I think for unknown writers a $20 million dollar movie script is far more attractive than what I had with RAPID. Take for example SAFE HOUSE, a cool and contained thriller that did well and I think that is a good reference point for the new writer. You can point to it as, hey it did well, and my script is a contained action thriller. It was able to attract Denzel Washington and yet not break the bank. So yeah, don't write the sci-fi movie with a hundred space ships. Even someone on my level having been in the business for ten years, I couldn't setup a $100 million dollar movie. The movie that is in the $10 to 20$ million dollar range are far easier to get made.
Why did movies like SPEED, DIE HARD, and TWISTER inspire you to become a screenwriter?
I saw SPEED in high school and I was still kind of searching for what I wanted to do and I didn't know if I wanted to direct movies.
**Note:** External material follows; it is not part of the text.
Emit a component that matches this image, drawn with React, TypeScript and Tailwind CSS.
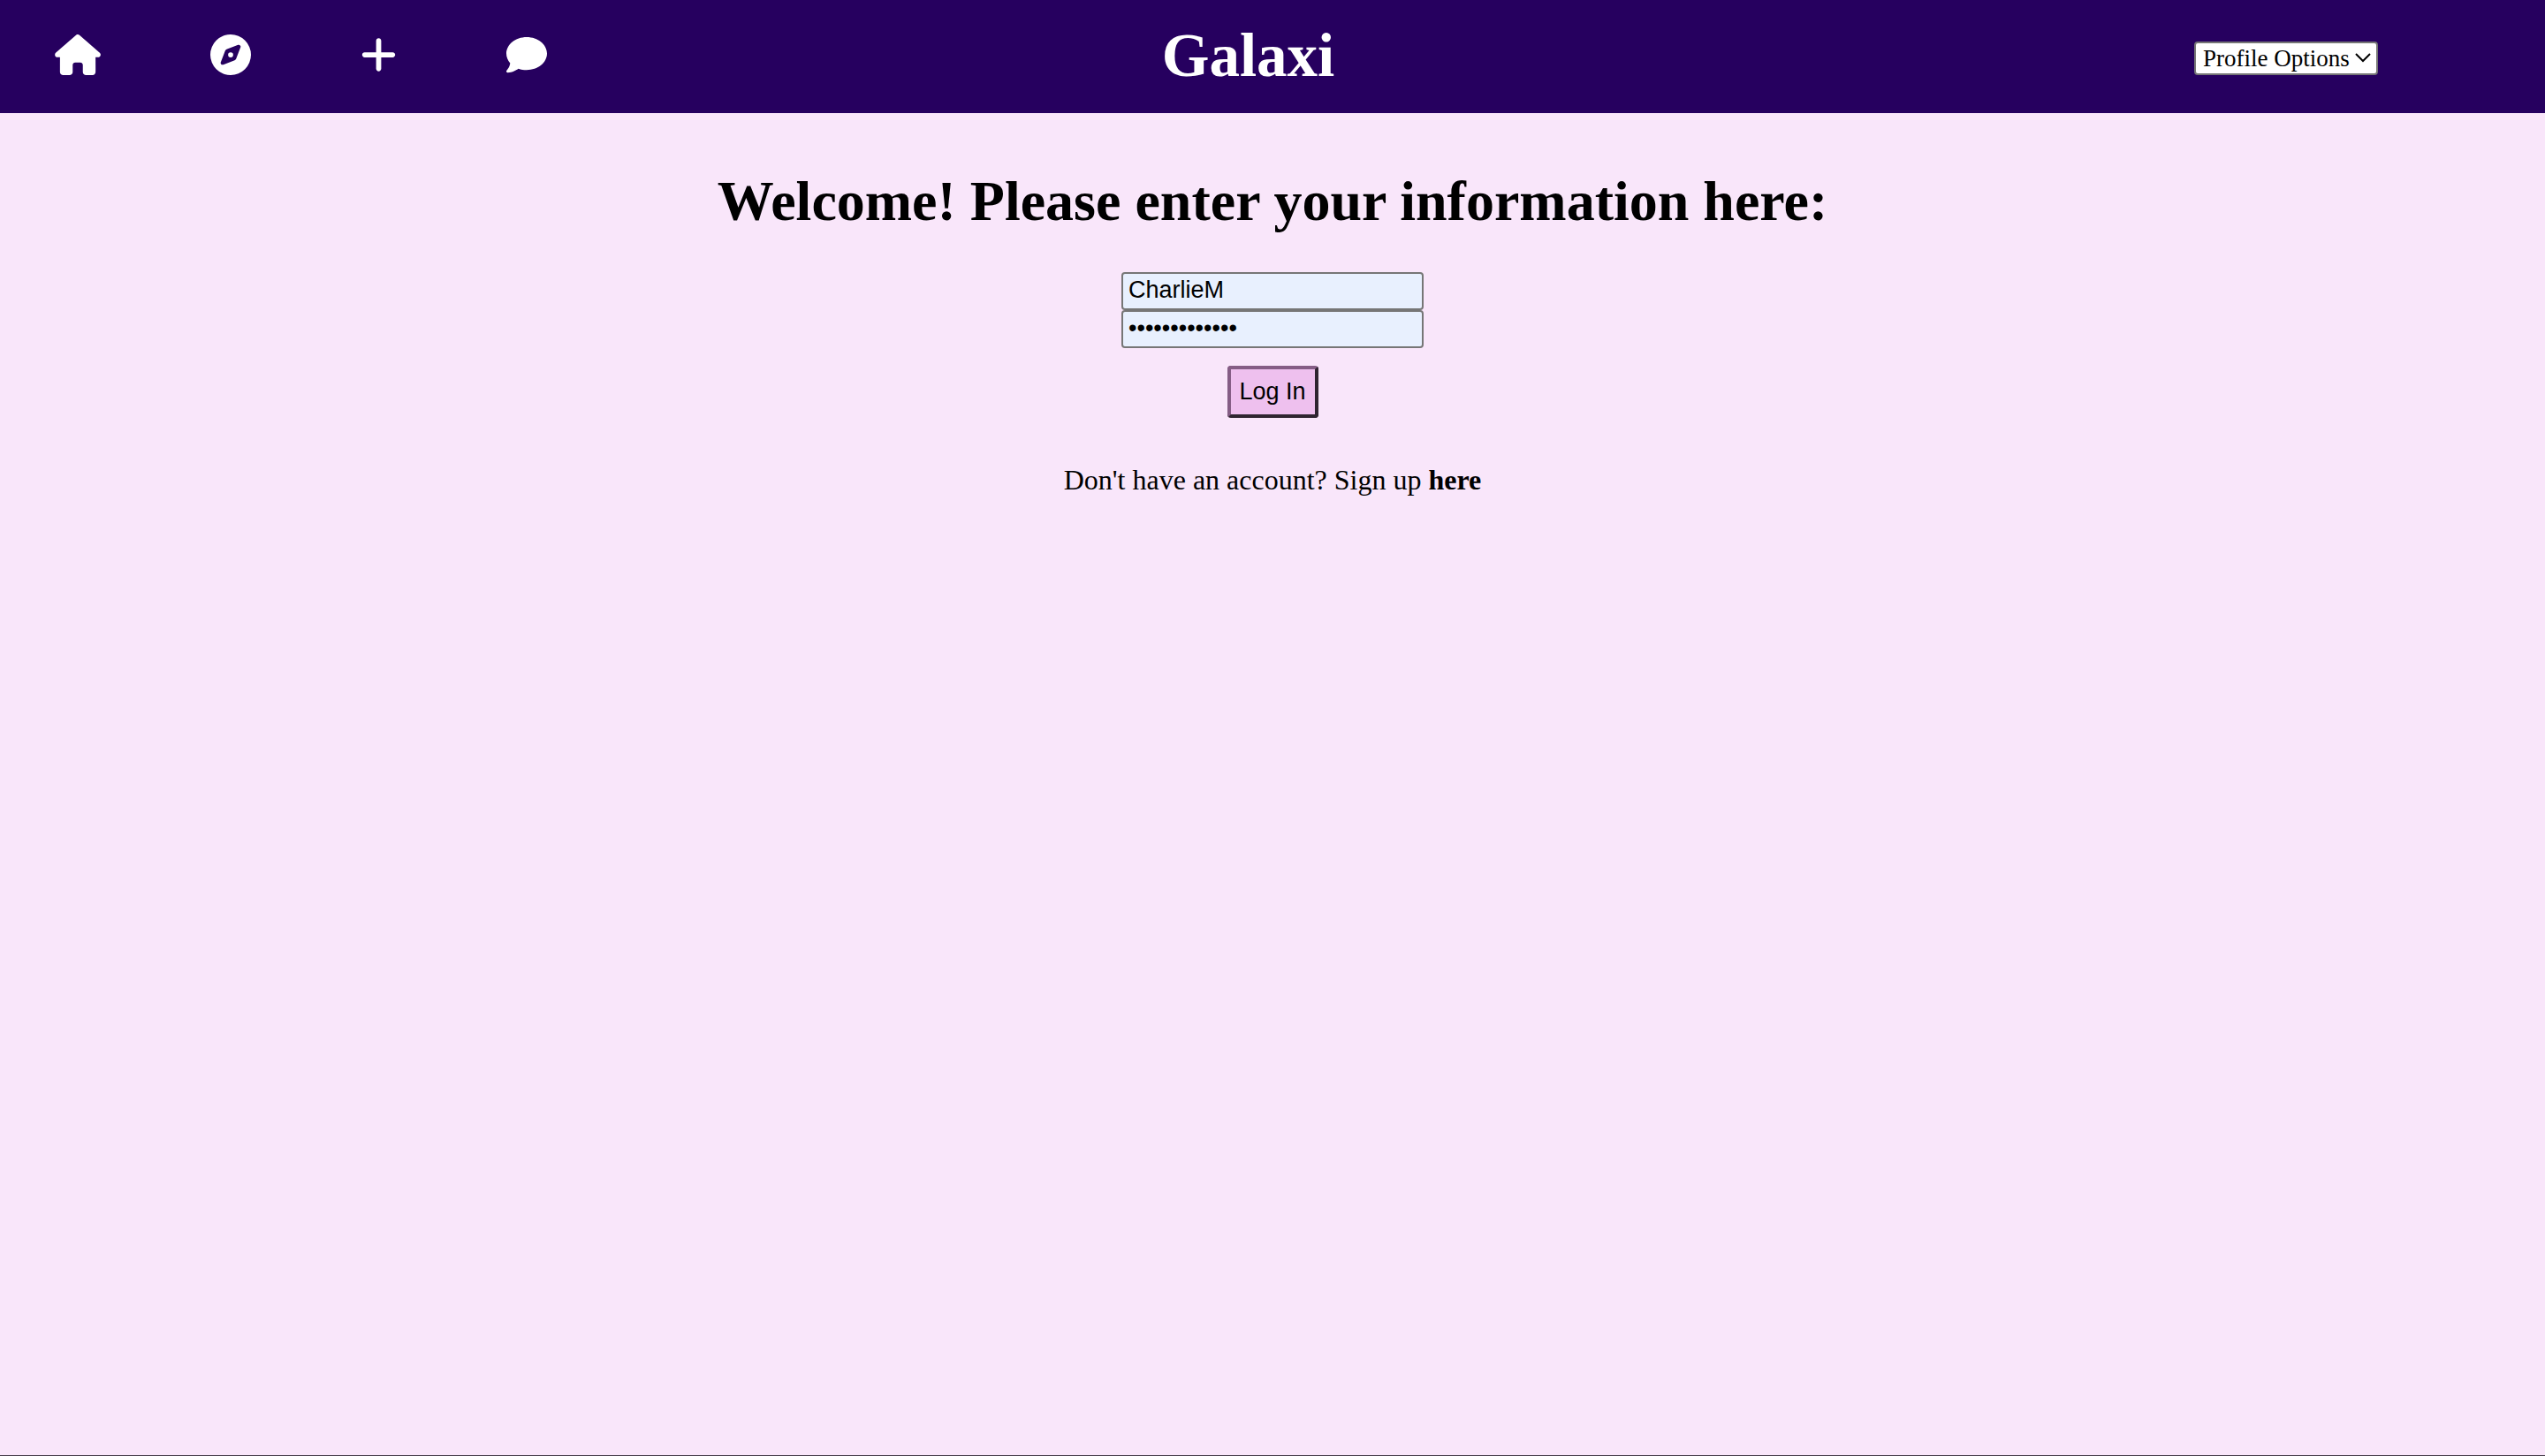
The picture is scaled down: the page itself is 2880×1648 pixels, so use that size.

I have to admit for a while I didn't know you could write movies. I wanted at first to be a novelist but I didn't have the attention span for that; I couldn't do that. So when SPEED came out and I noticed the writer's name Graham Yost, I realized I didn't have to direct a movie I could write one. I loved that movie… the mechanics of the plot were brilliant and so much fun and really that movie inspired me. So I do credit it with getting me into screenwriting. I always loved movies. But it was SPEED that inspired me. To be able to write something that cool was always the goal.
Let's focus on your writing. When you sit down to write a spec, what's your process from idea to first draft?
It varies from project to project. I have to preference my manager, Jake Wagner who I have been with for the majority of my career now. It depends on what my manager recommends or the producer wants. If I had it my way, I would just go straight to first draft and not outline. I like to use the first draft as the outline. Generally I sit down and do what I call a “vomit draft” that usually turns into a 150 page epic that I have to whittle down to 100 pages or so. Unusually a lot of Redbull and coffee is involved.
Do you start with a situation, a character, do you have an end in mind?
A lot of times it starts with a title or a phrase. I could be anywhere, see something or read something and take it from there. RAPID was born from the title. I wanted an evocative title like SPEED and I ended up with RAPID. Original, I know. But I hate reading something that is titled "Untitled Blah Blah" movie. I can't wrap my head around that. So my ideas come from a cool title. Sometimes it’s what I want to see on the script cover… and then basing the story around that I begin. My other movies RECOIL and SCIENCE FAIR all started with the title. I then try to figure out what that story is by coming up with the concept, the hook, which is really important for new writers to understand. You have to have a hook.
Once you have your story how long until you have a first draft?
The first draft is usually like three weeks. Then it’s a process of editing. For specs I might write a first draft and toss it if it gets no traction and my reps don't like it… I move on. If I get good feedback, then it's another two months or so of work and hopefully it gets picked up.
What was the hardest scene you ever had to write and how did you deal with it?
I'm doing a movie now called SECURITY for Millennium Films and though every script is the most difficult and every scene is the most difficult, with this current script I have to put a kid in jeopardy and that's hard for me. For the most part that kind of theme is not me and it's hard to put myself in the mindset for that kind of bad guy. But really, every day and every scene is the hardest.
What are you working on now?
I'm doing BOOGEYMEN and it's really kind of a cool MEN IN BLACK take on the Boogeyman mythology. It is very family friendly, PG-13. As a kid I really liked the GOONIES and the EXPLORERERS -- those Joe Dante and Spielberg type films from the 1980s; so I am trying to bring that type of tone to it. I am rewriting that now for the company and hopefully we will shoot next year. I am really excited about it because it is different than what I have been writing; which has been mainly action movies so this a nice change. SECURITY is moving along well; I actually have a meeting tomorrow at Millennium to discuss the latest revision and hopefully it will be shooting by July.
Do you ever see yourself directing someday?
I'd love to. I don't know if I'd be any good at it. But yeah at some point I'd love to direct. I am pretty sure it would be a onetime deal though… I am pretty neurotic and I don't know if I can handle a movie set.